Ces attitudes idéologiques empêchent de penser prudemment, intelligemment, elles provoquent une perte de sens et un délitement identitaire. Du coup, un vide et un malaise s'instituent. Ce vide engendre soit un désenchantement, une indifférence, une autodérision, soit en réaction, un retour vers les communautarismes religieux et leurs idéologies réactionnaires et autoritaires.

Conclusion : persister dans l'humanisme

Certes, nous sommes très loin de la barbarie qui sévit dans le reste du monde, mais l'humanisme régresse insidieusement en Occident y compris en Europe. La raison est éthique au sens de grands principes amenant au bien. L'humanisme comme gain civilisationnel en est un.

De nos jours, il ne s’agit plus de faire de l’homme la valeur suprême et la mesure de toute chose ; ni de promouvoir une métaphysique de la transcendance. L’humanité est possible pour l'homo sapiens grâce à de sa capacité à penser, à ordonner la société et à partager avec ses semblables. Dans cette mesure, l'humanisme est à la fois un enjeu de société, une démarche au quotidien et une lutte contre ce qui le désagrège. C'est le résultat d'un gain en civilisation à regagner et défendre à titre personnel et collectif, à chaque génération.

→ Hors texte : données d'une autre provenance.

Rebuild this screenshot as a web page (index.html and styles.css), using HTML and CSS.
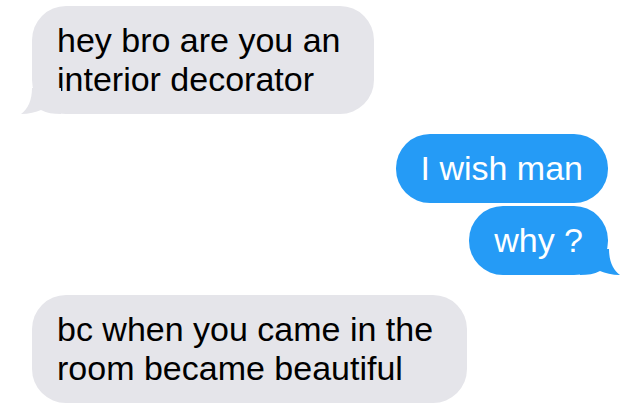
FILE: index.html
```html
<!DOCTYPE html>
<html lang="en">
<head>
    <meta charset="UTF-8">
    <meta name="viewport" content="width=device-width, initial-scale=1.0">
    <title>Messages</title>
    <link rel="stylesheet" href="styles.css">
</head>
<body>

    <div class="thread">
        <div class="group in">
            <div class="bubble tail w-342">
                hey bro are you an interior decorator
                <svg class="tail-shape" viewBox="0 0 40 26"><path d="M11 0 C11 12 7 21 0 26 C8 26 15 24 20 22 C26 25 32 26 40 26 L40 0 Z"/></svg>
            </div>
        </div>

        <div class="group out">
            <div class="bubble">I wish man</div>
            <div class="bubble tail">
                why ?
                <svg class="tail-shape" viewBox="0 0 40 26"><path d="M11 0 C11 12 7 21 0 26 C8 26 15 24 20 22 C26 25 32 26 40 26 L40 0 Z"/></svg>
            </div>
        </div>

        <div class="group in">
            <div class="bubble w-435">bc when you came in the room became beautiful</div>
        </div>
    </div>

</body>
</html>
```

FILE: styles.css
```css
body {
    font-family: "Liberation Sans", Arial, sans-serif;
    margin: 0;
    background: white;
    color: black;
}

.thread {
    display: flex;
    flex-direction: column;
    gap: 20px;
    padding: 6px 32px 0 32px;
}

.group {
    display: flex;
    flex-direction: column;
    gap: 3px;
}

.group.in {
    align-items: flex-start;
}

.group.out {
    align-items: flex-end;
}

.bubble {
    position: relative;
    padding: 15px 25px;
    font-size: 34px;
    line-height: 39px;
    border-radius: 34px;
}

.in .bubble {
    background: #e5e5ea;
    color: black;
}

.out .bubble {
    background: #259bf6;
    color: white;
}

.w-342 {
    width: 342px;
    box-sizing: border-box;
}

.w-435 {
    width: 435px;
    box-sizing: border-box;
}

.tail-shape {
    position: absolute;
    bottom: 0;
    width: 40px;
    height: 26px;
}

.in .tail-shape {
    left: -11px;
    fill: #e5e5ea;
}

.out .tail-shape {
    right: -12px;
    fill: #259bf6;
    transform: scaleX(-1);
}
```
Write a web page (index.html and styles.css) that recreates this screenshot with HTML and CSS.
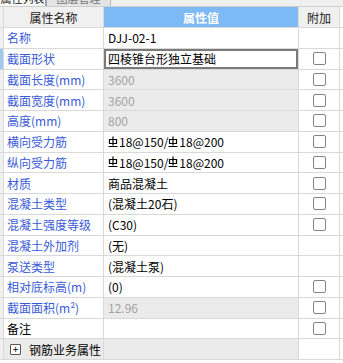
FILE: index.html
```html
<!DOCTYPE html>
<html>
<head>
  <meta charset="utf-8">
  <title>属性列表</title>
  <link rel="stylesheet" href="styles.css">
</head>
<body>
  <div class="tabs">
    <div class="tab active"><span>属性列表</span></div>
    <div class="tab"><span>图层管理</span></div>
  </div>

  <div class="grid">
    <div class="row head">
      <div class="gut"></div>
      <div class="name">属性名称</div>
      <div class="val">属性值</div>
      <div class="ext">附加</div>
    </div>

    <div class="row">
      <div class="gut"></div>
      <div class="name">名称</div>
      <div class="val">DJJ-02-1</div>
      <div class="ext"></div>
    </div>
    <div class="row">
      <div class="gut sel"></div>
      <div class="name">截面形状</div>
      <div class="val editing">四棱锥台形独立基础</div>
      <div class="ext"><span class="chk"></span></div>
    </div>
    <div class="row">
      <div class="gut"></div>
      <div class="name">截面长度(mm)</div>
      <div class="val off">3600</div>
      <div class="ext"><span class="chk"></span></div>
    </div>
    <div class="row">
      <div class="gut"></div>
      <div class="name">截面宽度(mm)</div>
      <div class="val off">3600</div>
      <div class="ext"><span class="chk"></span></div>
    </div>
    <div class="row">
      <div class="gut"></div>
      <div class="name">高度(mm)</div>
      <div class="val off">800</div>
      <div class="ext"><span class="chk"></span></div>
    </div>
    <div class="row">
      <div class="gut"></div>
      <div class="name">横向受力筋</div>
      <div class="val"><svg class="bar" viewBox="0 0 10 12"><path d="M5 0.5V9.5M1.5 3.5H8.5V7.5H1.5ZM0.5 10.5H9.5" fill="none" stroke="#000" stroke-width="1.2"/></svg>18@150/<svg class="bar" viewBox="0 0 10 12"><path d="M5 0.5V9.5M1.5 3.5H8.5V7.5H1.5ZM0.5 10.5H9.5" fill="none" stroke="#000" stroke-width="1.2"/></svg>18@200</div>
      <div class="ext"><span class="chk"></span></div>
    </div>
    <div class="row">
      <div class="gut"></div>
      <div class="name">纵向受力筋</div>
      <div class="val"><svg class="bar" viewBox="0 0 10 12"><path d="M5 0.5V9.5M1.5 3.5H8.5V7.5H1.5ZM0.5 10.5H9.5" fill="none" stroke="#000" stroke-width="1.2"/></svg>18@150/<svg class="bar" viewBox="0 0 10 12"><path d="M5 0.5V9.5M1.5 3.5H8.5V7.5H1.5ZM0.5 10.5H9.5" fill="none" stroke="#000" stroke-width="1.2"/></svg>18@200</div>
      <div class="ext"><span class="chk"></span></div>
    </div>
    <div class="row">
      <div class="gut"></div>
      <div class="name">材质</div>
      <div class="val">商品混凝土</div>
      <div class="ext"><span class="chk"></span></div>
    </div>
    <div class="row">
      <div class="gut"></div>
      <div class="name">混凝土类型</div>
      <div class="val">(混凝土20石)</div>
      <div class="ext"><span class="chk"></span></div>
    </div>
    <div class="row">
      <div class="gut"></div>
      <div class="name">混凝土强度等级</div>
      <div class="val">(C30)</div>
      <div class="ext"><span class="chk"></span></div>
    </div>
    <div class="row">
      <div class="gut"></div>
      <div class="name">混凝土外加剂</div>
      <div class="val">(无)</div>
      <div class="ext"></div>
    </div>
    <div class="row">
      <div class="gut"></div>
      <div class="name">泵送类型</div>
      <div class="val">(混凝土泵)</div>
      <div class="ext"></div>
    </div>
    <div class="row">
      <div class="gut"></div>
      <div class="name">相对底标高(m)</div>
      <div class="val">(0)</div>
      <div class="ext"><span class="chk"></span></div>
    </div>
    <div class="row">
      <div class="gut"></div>
      <div class="name">截面面积(m²)</div>
      <div class="val off">12.96</div>
      <div class="ext"><span class="chk"></span></div>
    </div>
    <div class="row">
      <div class="gut"></div>
      <div class="name plain">备注</div>
      <div class="val"></div>
      <div class="ext"><span class="chk"></span></div>
    </div>
    <div class="row group">
      <div class="gut"></div>
      <div class="name plain"><span class="plus">+</span>钢筋业务属性</div>
      <div class="val"></div>
      <div class="ext"></div>
    </div>
  </div>
</body>
</html>
```

FILE: styles.css
```css
body {
  margin: 0;
  font-family: "Noto Sans CJK SC", "Noto Sans", sans-serif;
  font-size: 12px;
  background: #fff;
  color: #000;
  width: 343px;
  overflow: hidden;
}

/* tab strip, mostly scrolled out of view */
.tabs {
  display: flex;
  height: 6px;
  border-bottom: 1px solid #cfcfcf;
  background: #f0f0f0;
  overflow: hidden;
}
.tab {
  width: 63px;
  background: #e4e4e4;
  border-right: 1px solid #b8b8b8;
  color: #777;
  text-align: center;
  overflow: hidden;
}
.tab.active {
  width: 45px;
  background: #fafafa;
  color: #222;
  border-right: 2px solid #a0a0a0;
}
.tab span {
  display: block;
  font-size: 11px;
  line-height: 11px;
  margin-top: -7px;
}

/* property grid */
.row {
  display: grid;
  grid-template-columns: 4px 100px 195px 41px;
  height: 20.75px;
  box-sizing: border-box;
  border-bottom: 1px solid #d9d9d9;
}
.row > div {
  border-right: 1px solid #d9d9d9;
  display: flex;
  align-items: center;
  white-space: nowrap;
  overflow: hidden;
}
.row.head {
  height: 21px;
}
.gut {
  background: #f0f0f0;
}
.gut.sel {
  background: #9ccaf4;
}
.name {
  padding-left: 3px;
  color: #3a5ad9;
}
.name.plain {
  color: #000;
}
.val {
  padding-left: 4px;
}
.ext {
  justify-content: center;
}
.head .name {
  background: #f0f0f0;
  color: #222;
  justify-content: center;
  padding: 0;
}
.head .val {
  background: #7db9f4;
  color: #fff;
  font-weight: bold;
  justify-content: center;
  padding: 0;
}
.head .ext {
  background: #f0f0f0;
  color: #222;
}
.val.off {
  background: #ebebeb;
  color: #a3a3a3;
}
.val.editing {
  box-shadow: inset 0 0 0 2px #7a7a7a;
}
.chk {
  width: 11px;
  height: 11px;
  border: 1px solid #848484;
  border-radius: 2px;
  background: #fff;
}
.bar {
  width: 10px;
  height: 12px;
  margin-right: 1px;
}
.group .name,
.group .val {
  background: #ebebeb;
}
.plus {
  width: 9px;
  height: 9px;
  border: 1px solid #555;
  border-radius: 1px;
  display: flex;
  align-items: center;
  justify-content: center;
  font-size: 10px;
  line-height: 1;
  margin: 0 8px 0 3px;
  background: #fff;
}
```
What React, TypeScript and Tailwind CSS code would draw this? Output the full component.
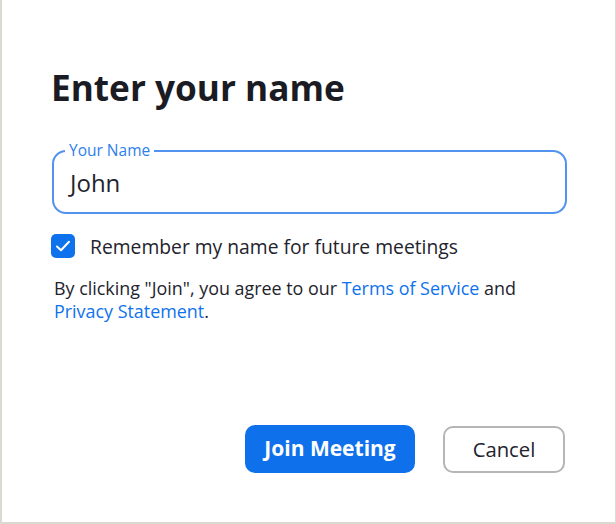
import React from "react";

export default function App() {
  const font = { fontFamily: '"Open Sans", "Noto Sans", Arial, sans-serif' };
  return (
    <div
      className="w-[616px] h-[524px] bg-white border-l-2 border-b-2 border-r border-[#dcd9d0] box-border flex flex-col"
      style={font}
    >
      <div className="pl-[50px] pr-[48px] pt-[63px] flex flex-col flex-1">
        <h1 className="text-[35.2px] leading-[48px] font-bold text-[#1b1b24] ml-[-1px]">
          Enter your name
        </h1>
        <div className="relative mt-[39px] h-[64px] border-2 border-[#5293f0] rounded-[14px] flex items-center px-[16px] pt-[2px]">
          <span className="absolute left-[11px] top-[-12px] bg-white px-[4px] text-[15.5px] leading-[20px] text-[#2e7fec]">
            Your Name
          </span>
          <span className="text-[24px] leading-[32px] text-[#23232d]">John</span>
        </div>
        <div className="flex items-center mt-[20px] h-[24px]">
          <div className="w-[24px] h-[24px] rounded-[5px] bg-[#0e72ed] flex items-center justify-center ml-[-1px]">
            <svg width="24" height="24" viewBox="0 0 24 24" fill="none">
              <path d="M6 12.5 L10 16.2 L18 7.8" stroke="white" strokeWidth="2" strokeLinecap="round" strokeLinejoin="round" />
            </svg>
          </div>
          <span className="ml-[15px] text-[19.3px] leading-[26px] text-[#23232d] mt-[2px]">
            Remember my name for future meetings
          </span>
        </div>
        <p className="mt-[19px] ml-[2px] text-[17.9px] leading-[23px] text-[#23232d]">
          By clicking "Join", you agree to our{" "}
          <span className="text-[#0e72ed]">Terms of Service</span> and
          <br />
          <span className="text-[#0e72ed]">Privacy Statement</span>.
        </p>
        <div className="flex-1" />
        <div className="flex justify-end items-start gap-[28px] mb-[49px] mr-[2px]">
          <button className="w-[170px] h-[48px] rounded-[10px] bg-[#0e71eb] text-white text-[21px] font-bold">
            Join Meeting
          </button>
          <button className="w-[122px] h-[47px] mt-[1px] rounded-[10px] border-2 border-[#b5b5b8] bg-white text-[#23232d] text-[20.3px]">
            Cancel
          </button>
        </div>
      </div>
    </div>
  );
}
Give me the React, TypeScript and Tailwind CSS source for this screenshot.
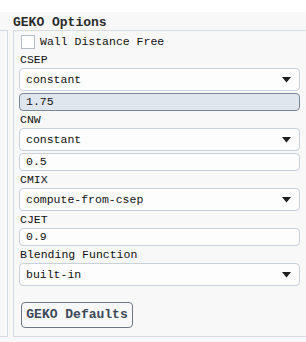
import React from "react";

const mono = { fontFamily: '"Liberation Mono", "DejaVu Sans Mono", monospace' };

function Arrow() {
  return (
    <svg width="9" height="6" viewBox="0 0 9 6" className="shrink-0">
      <path d="M0 0 H9 L4.5 5.5 Z" fill="#1f1f1f" />
    </svg>
  );
}

function Select({ value }: { value: string }) {
  return (
    <div className="h-[23px] flex items-center justify-between rounded-[4px] border border-[#c9d1db] bg-[#fdfdfd] pl-[6px] pr-[8px] text-[11.5px] text-[#111]">
      <span>{value}</span>
      <Arrow />
    </div>
  );
}

function Input({ value, active }: { value: string; active?: boolean }) {
  return (
    <div
      className={
        "h-[18px] flex items-center rounded-[4px] border pl-[6px] text-[11.5px] text-[#111] " +
        (active ? "border-[#7b8797] bg-[#dfe6ee]" : "border-[#c9d1db] bg-[#fdfdfd]")
      }
    >
      <span>{value}</span>
    </div>
  );
}

function Label({ text }: { text: string }) {
  return (
    <div className="h-[17px] flex items-center text-[11.5px] text-[#111] pl-[1px]">{text}</div>
  );
}

export default function App() {
  return (
    <div className="w-[306px] h-[342px] bg-white flex flex-col overflow-hidden" style={mono}>
      <div className="h-[12px] bg-white" />
      <div className="flex-1 bg-[#f8f8f8] flex">
        <div className="w-[8px] flex flex-col">
          <div className="h-[18px]" />
          <div className="flex-1 border-t border-r border-b border-[#d5dce5] mb-[5px]" />
        </div>
        <div className="flex-1 ml-[5px] flex flex-col">
          <div className="h-[18px] flex items-end pb-[1px] text-[13px] leading-[13px] font-bold text-[#2a2a2a]">GEKO Options</div>
          <div className="flex-1 border-l border-t border-b border-[#d5dce5] mb-[5px] pl-[5px] pr-[6px] pt-[2px] flex flex-col">
            <div className="h-[18px] flex items-center">
              <div className="ml-[2px] w-[14px] h-[14px] border border-[#b5bdc7] bg-white" />
              <span className="ml-[5px] text-[11.5px] text-[#111]">Wall Distance Free</span>
            </div>
            <Label text="CSEP" />
            <Select value="constant" />
            <div className="h-[2px]" />
            <Input value="1.75" active />
            <Label text="CNW" />
            <Select value="constant" />
            <div className="h-[2px]" />
            <Input value="0.5" />
            <Label text="CMIX" />
            <Select value="compute-from-csep" />
            <Label text="CJET" />
            <Input value="0.9" />
            <Label text="Blending Function" />
            <Select value="built-in" />
            <div className="h-[16px]" />
            <div className="ml-[2px] w-[112px] h-[26px] flex items-center justify-center rounded-[4px] border-[1.5px] border-[#6f7986] text-[13px] font-bold text-[#3d4958]">
              GEKO Defaults
            </div>
          </div>
        </div>
      </div>
    </div>
  );
}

Grace à la philosophie des Lumières et aux droits de l'homme, nous avons un fond culturel solide et ancien sur lequel s'appuyer pour défendre le respect de l'humanisme dans notre société. Mais il faut aussi défendre l'humanisme contre les attaques : d'abord celle de l'ignorance, car la transmission de ce fond culturel est insuffisante, ensuite contre les critiques dissolvantes de la postmodernité et enfin contre le retour des archaïsmes communautaires et religieux. Sans oublier la pression de exercée par l'idéologie productiviste néolibérale et de la concurrence politique mondiale. L’humain régresse sous l'effet des impératifs économiques, de la rivalité exacerbée entre les États et de l'emprise techno-administrative croissante.

Devant cette situation, il faut tenter de maintenir au quotidien une attitude digne et empathique, tout en s'opposant à la perte des repères philosophiques issu des Lumières qui affecte nos sociétés contemporaines. L'humanisme est un bien culturel précieux à défendre âprement contre les mouvements idéologiques et les évolutions sociales qui le menacent. L'indifférence, le mépris, l'agressivité, la violence jusqu'à la barbarie sont possibles. La civilisation, l'humanisme, sont des conquêtes à maintenir avec opiniâtreté.

Sur les moyens à mettre en œuvre, le philosophe s'abstiendra de faire des propositions.  La philosophie ne doit pas donner des directives ni édicter des règles de conduite. Son rôle est d'indiquer les problèmes. C'est ensuite à chacun, individuellement ou collectivement, de donner une réponse pratique qui soit adaptée aux circonstances sociales et historiques.

 

Bibliographie :

Elias N., La dynamique de l'Occident, Paris,

Michéa J.-C., L'empire du moindre mal, Paris, Flammarion, 2010.

Mauss M., Essai sur le don, Paris, PUF, 1968.

Rousseau J.-J., Émile ou de l'éducation, Paris, Flammarion, 2009.

Sztulman H., Psychanalyse et humanisme, Éditions Thierry Marchaisse, 2016.